While the world has gone through one of its worst oil price slumps ever, U.S. oil and natural gas producers that have been able to withstand the shock are in a stronger global position, and the prospect for longer-term growth in the Williston and Permian basins has never been better, speakers said Thursday at the last day of the Williston Basin Petroleum Conference (WBPC) in Bismarck, ND.

Senior executives from Hess Corp. and WPX Energy Corp. outlined efficiency improvements and prospects in both parts of the Bakken and Delaware Basin sub-basin of the Permian, while a Houston-based energy market research specialist outlined how U.S. producers are looking good for when oil prices turn upward and stay above $60/bbl.

Even though Bakken prices sit generally $10/bbl lower than average U.S. crude prices, on a global basis they are positioned at “potentially the nexus of the entire global oil market,” said John Gerdes, managing director and head of research at KLR Group in Houston. “What that simply means is that these resources need to be responsibly produced because even though they are higher cost in the United States, they sit as the proxy for global marginal oil costs.”

Gerdes said this illustrates how the global price slump has kicked off a wave of efficiency improvements in the U.S. production sector that has driven down costs on the scale of 20%. He predicted that drilling will come back in the Bakken, but not to the all-time high levels of more than 200 rigs but up to the levels of early last year.

In outlining a continuing series of efficiency gains, Hess’ Gerbert Schoonman, vice president for Bakken assets, declared that the “Bakken will only get bigger and better.” He said the play is 100 miles long and 150 miles wide, so the challenge is to keep making technological advances and efficiency gains in all of Hess’ 1,200 wells and for the 3,000 other drilling locations it holds in the basin.

Schoonman said Hess has standardized all of its equipment throughout the Bakken and used new technology wherever it makes sense to improve efficiencies.

Hess has adopted the “Lean System” from the manufacturing sector and applied it to oilfield operations, driving down well completion times from 45 to 16 days on average and the cost of new wells from $34 million to $5.1 million per well, Schoonman said.
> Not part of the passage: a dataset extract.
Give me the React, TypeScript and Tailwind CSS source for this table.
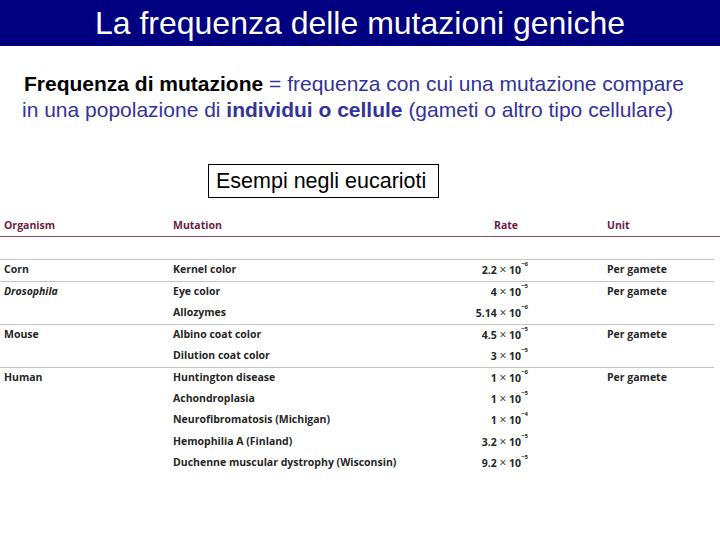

Lean is a low-cost, high-productivity system, he said, adding that it has also helped Hess in its well spacing.

Another major player in the Bakken that is emerging as the same in part of the Permian Basin, WPX Energy in recent years switched from a gas to an oil emphasis in its portfolio, which also includes the San Juan Basin, according to Rick Moncrief, WPX CEO. He compared the unique aspects of the Bakken and Permian plays.

Owning the distinction of drilling the first horizontal well in the Bakken as a young drilling engineer in 1987, Moncrief said that historic move in North Dakota occurred when oil was at $9/bbl, so he is not surprised by all the advancements of the past two years in the midst of the commodity price crash. WPX still holds 88,000 acres in the Bakken and around 600 wells still to be drilled.

Last year, WPX moved into the Permian with a $2.75 billion purchase of RKI Exploration & Production LLC’s operations (see Shale Daily,July 14, 2015), concentrated on the Delaware Basin in the western portion of the Permian. As a result, it now has 94,000 net acres and 3,500-4,000 drilling opportunities.

“You’re going to be hearing a lot more about the Permian in future years,” said Moncrief, who compared the Delaware portion as akin to where the Bakken was six years ago in its development, calling it “still immature.”

“The Delaware is thick, about 25,000 feet, a tremendous potential; we have a world-class portion of the Delaware,” Moncrief said.

In the Williston, WPX has invested about $2 billion so far and it has at least 575 new drilling locations, Moncrief said. It is operating only one rig now in the Bakken and has 19 drilled but uncompleted (DUC) wells. “More than likely we’ll start completing those DUCs later this year,” he said.

In a straight comparison of WPX assets in the Bakken and Permian — both of which he is bullish on — the Permian pencils out as the strongest, Moncrief said. It is the nearness to market in the Permian, compared to the more “remote” Bakken supplies that makes the difference, he said.

Gathering/transportation costs in the Bakken run about $8/bbl, while those same costs average $3.50/bbl in the Permian, Moncrief said. Taxes are 10% and 8% in the Bakken and Permian, respectively. While some of the Bakken play lies on federal lands, none of the WPX Permian acreage does. Average costs for a well are comparable: $5.5 million/well in the Bakken and $5 million in the Permian, he said.

“We like where we are in the Bakken and we would love to have more acreage there, we’re going to continue to be active here in the Williston; our biggest challenge now is getting ready to get back to work.”